French pop singer Lara Fabian was born in January, 1970, in Etterbeek, Belgium. Raised in north Belgium and Italy by her Flemish father and Sicilian mother, the French, English, Italian and Spanish speaking Lara knew that she wanted to be a performer at an early age.
With singing, dancing, piano, and music lessons to boot, Lara had already begun taking lessons at the Royal Conservatory of Brussels by the age of 8 and continued taking them for the next 10 years. By age 14, Lara had begun performing and writing songs, while her father, a former guitarist and backup vocalist, would accompany her on the guitar.
All the music lessons in the world cannot take all the credit for Lara's musical formation. Lara listened to the radio and was fascinated by such artists as Barbra Streisand and the late Freddie Mercury of Queen.
Listening to this diversity of music influenced Lara's style, who claims that although she is a pop singer, her music is not purely pop -- it varies from classical and rock, to country.
In the years that followed, Lara entered European singing competitions, winning several prizes. She won fourth prize in a prestigious European competition for singing her single "Croire".

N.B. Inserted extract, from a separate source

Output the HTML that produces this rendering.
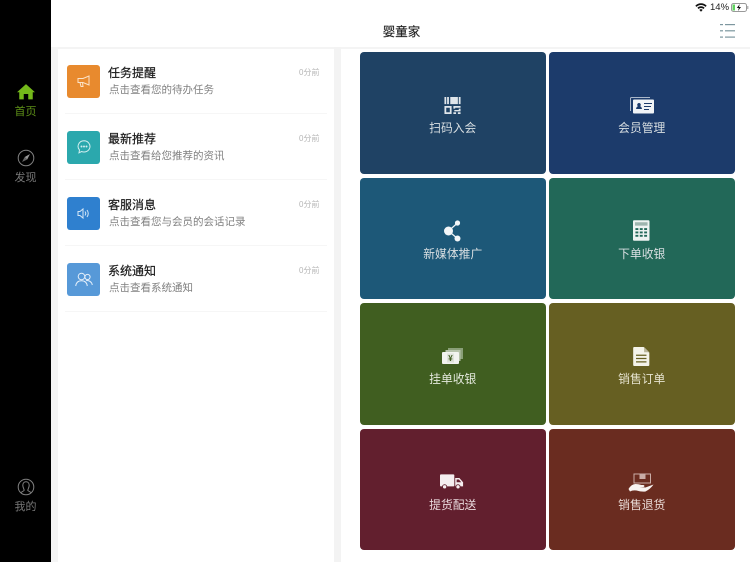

Beginning to achieve success and fame in Europe with the release of several hit singles on a French label, Lara felt that she had to leave what she refers to as "conservative" Europe, so that she could be herself and explore who she really is.
When she crossed the Atlantic and moved to Montreal, Quebec right after high school, she simply fell in love with the city and knew that this was to be her next home.
Now motivated to work and start her career in North America, Lara established an independent record label and publishing company.
Under the umbrella of an existing production company, and with the help of her old friend, producer/songwriter Rick Allison, Lara was ready to begin her creative process.
In 1991, Lara released her first album, co-written by Rick Allison and featuring Lara singing in French, and it was a hit. Selling 100,000 copies, it led to Lara touring Quebec in support of her album.
3 years later, Lara followed up her debut album with a second musical effort, entitled Carpe Diem. This album equally did not disappoint. It has sold more than 800,000 copies and was a hit in both Quebec and France.
Lara's 2 previous albums were only an inkling of the success that Lara was yet to achieve. Her third album, 1997's Pure, sold 2 million copies in France alone, and spawned several hit singles.
Among them was the song "La Difference", which was an attempt to end intolerance of other's differences, specifically an end to homophobia. In Europe, the song became an anthem for tolerance.
After extensive touring following the release of each album, Lara released a compilation of her live performances in Quebec and Europe, entitled Lara Fabian Live. The double album landed the number one spot on the French album chart the week it was released.
Disney also asked Lara to sing as the voice of Esmerelda in the French version of The Hunchback of Notre Dame.
Other recognition she has received includes: a wax effigy of Lara at the Grevin Wax Museum of Paris and the Best Selling Benelux Artist at the 1999 World Music Awards.
Sony Music, who got word of Lara's tremendous success in Europe and Quebec, wanted to sign the singer/songwriter to their record label.
She headed for the United States, and recorded her first English album, working with big league producers such as Walter Afanadieff (who has worked with Mariah Carey), Pat Leonard (Madonna) and Brian Rawling (Cher).
Lara doesn't consider herself to be a singer, nor a diva -- she refers to herself as "a songwriter with a voice" -- and with her soulful voice and diverse style, Lara has definitely proven to have crossed many international boundaries.